En términos sencillos, la ley –y no el capricho de los hombres– gobierna Costa Rica, y ello ha sido condición indispensable para la vigencia real de los derechos humanos y las libertades públicas en el país. Mirando al futuro, es de prever que el principio de legalidad continúe siendo un eje fundamental e indisputable del ordenamiento costarricense.
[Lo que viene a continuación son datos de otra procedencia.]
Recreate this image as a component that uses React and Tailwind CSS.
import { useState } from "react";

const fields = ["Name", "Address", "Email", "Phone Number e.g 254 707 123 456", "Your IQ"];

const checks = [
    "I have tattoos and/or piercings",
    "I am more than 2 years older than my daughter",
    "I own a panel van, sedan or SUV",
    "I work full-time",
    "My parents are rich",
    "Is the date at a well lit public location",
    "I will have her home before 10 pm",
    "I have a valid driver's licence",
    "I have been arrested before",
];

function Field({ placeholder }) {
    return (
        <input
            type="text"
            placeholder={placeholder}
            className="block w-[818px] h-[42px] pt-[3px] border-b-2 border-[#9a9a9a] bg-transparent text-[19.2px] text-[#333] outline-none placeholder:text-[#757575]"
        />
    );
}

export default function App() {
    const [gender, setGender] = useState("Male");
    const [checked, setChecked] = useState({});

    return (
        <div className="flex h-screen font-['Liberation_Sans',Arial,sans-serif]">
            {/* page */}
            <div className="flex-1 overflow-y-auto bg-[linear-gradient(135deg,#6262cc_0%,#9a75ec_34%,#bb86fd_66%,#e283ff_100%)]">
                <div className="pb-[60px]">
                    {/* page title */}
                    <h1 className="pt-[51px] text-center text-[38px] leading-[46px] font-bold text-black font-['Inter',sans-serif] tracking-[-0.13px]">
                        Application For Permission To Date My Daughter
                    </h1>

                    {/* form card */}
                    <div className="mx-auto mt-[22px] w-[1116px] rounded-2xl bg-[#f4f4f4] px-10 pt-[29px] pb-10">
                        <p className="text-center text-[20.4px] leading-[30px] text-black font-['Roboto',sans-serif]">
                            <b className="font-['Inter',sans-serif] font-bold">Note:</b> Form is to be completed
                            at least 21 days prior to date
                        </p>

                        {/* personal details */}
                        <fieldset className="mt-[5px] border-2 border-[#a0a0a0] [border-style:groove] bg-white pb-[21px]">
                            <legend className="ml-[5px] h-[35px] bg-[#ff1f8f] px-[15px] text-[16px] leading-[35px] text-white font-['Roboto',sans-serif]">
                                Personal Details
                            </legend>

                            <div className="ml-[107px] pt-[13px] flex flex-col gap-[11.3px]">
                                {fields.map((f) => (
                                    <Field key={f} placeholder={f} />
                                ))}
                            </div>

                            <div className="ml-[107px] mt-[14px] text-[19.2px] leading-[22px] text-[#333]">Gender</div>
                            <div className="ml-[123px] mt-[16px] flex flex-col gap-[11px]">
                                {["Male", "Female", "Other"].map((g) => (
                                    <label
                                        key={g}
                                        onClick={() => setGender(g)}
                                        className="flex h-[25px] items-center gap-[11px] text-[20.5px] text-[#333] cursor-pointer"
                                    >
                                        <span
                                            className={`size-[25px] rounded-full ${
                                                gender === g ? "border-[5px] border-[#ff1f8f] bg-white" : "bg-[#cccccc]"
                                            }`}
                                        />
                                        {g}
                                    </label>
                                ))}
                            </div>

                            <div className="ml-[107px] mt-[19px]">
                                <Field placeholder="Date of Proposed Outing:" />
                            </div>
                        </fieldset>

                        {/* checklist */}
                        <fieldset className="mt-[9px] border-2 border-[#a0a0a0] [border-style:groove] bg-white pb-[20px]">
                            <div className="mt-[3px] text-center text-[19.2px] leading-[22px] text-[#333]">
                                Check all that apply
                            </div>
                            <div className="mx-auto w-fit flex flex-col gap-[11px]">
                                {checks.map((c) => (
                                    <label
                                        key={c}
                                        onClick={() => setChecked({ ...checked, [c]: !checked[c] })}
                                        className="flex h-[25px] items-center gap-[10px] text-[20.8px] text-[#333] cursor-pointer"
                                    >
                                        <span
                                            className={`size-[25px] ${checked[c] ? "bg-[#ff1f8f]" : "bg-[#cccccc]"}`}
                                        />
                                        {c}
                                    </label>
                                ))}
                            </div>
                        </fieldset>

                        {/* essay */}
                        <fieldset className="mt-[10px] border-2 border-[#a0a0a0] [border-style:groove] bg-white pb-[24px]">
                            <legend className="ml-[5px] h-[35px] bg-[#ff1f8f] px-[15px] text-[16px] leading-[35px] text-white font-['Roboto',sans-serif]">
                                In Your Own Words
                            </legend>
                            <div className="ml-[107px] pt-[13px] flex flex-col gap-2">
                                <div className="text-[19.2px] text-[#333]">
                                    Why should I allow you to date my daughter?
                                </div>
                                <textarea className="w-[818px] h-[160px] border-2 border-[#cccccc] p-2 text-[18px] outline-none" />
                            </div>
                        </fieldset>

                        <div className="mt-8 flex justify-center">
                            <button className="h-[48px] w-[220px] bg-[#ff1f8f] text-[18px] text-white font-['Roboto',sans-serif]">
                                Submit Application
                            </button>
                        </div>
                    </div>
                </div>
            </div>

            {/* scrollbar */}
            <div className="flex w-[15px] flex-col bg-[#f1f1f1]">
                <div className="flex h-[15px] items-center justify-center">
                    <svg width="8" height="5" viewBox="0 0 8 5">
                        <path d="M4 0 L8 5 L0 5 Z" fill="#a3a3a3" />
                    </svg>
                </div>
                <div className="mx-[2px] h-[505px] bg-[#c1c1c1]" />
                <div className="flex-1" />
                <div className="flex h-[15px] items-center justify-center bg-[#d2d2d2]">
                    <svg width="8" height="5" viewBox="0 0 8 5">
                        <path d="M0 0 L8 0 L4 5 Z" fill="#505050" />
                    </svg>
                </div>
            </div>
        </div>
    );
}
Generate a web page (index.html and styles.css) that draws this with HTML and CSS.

Los desafíos contemporáneos –como la complejidad creciente de la Administración Pública, las emergencias nacionales o el desarrollo tecnológico– podrían poner a prueba la capacidad del Estado para responder con rapidez, pero nunca deben servir de pretexto para apartarse de la legalidad. Al contrario, cada nueva ley o reforma administrativa en Costa Rica reafirma la necesidad de sujetar el poder a reglas claras y legítimas.
La reflexión jurídica moderna confirma que la fortaleza de un Estado democrático se mide, en buena parte, por su adhesión al principio de legalidad. Costa Rica, con su arraigada tradición institucional y el papel vigilante de la Sala Constitucional, ha consolidado este principio como parte de su cultura política y jurídica.
En consecuencia, puede afirmarse con fundamento que el principio de legalidad seguirá siendo el norte invariable que guíe el ejercicio del poder público costarricense, garantizando la continuidad y la solidez de su Estado Social y Democrático de Derecho para las generaciones venideras.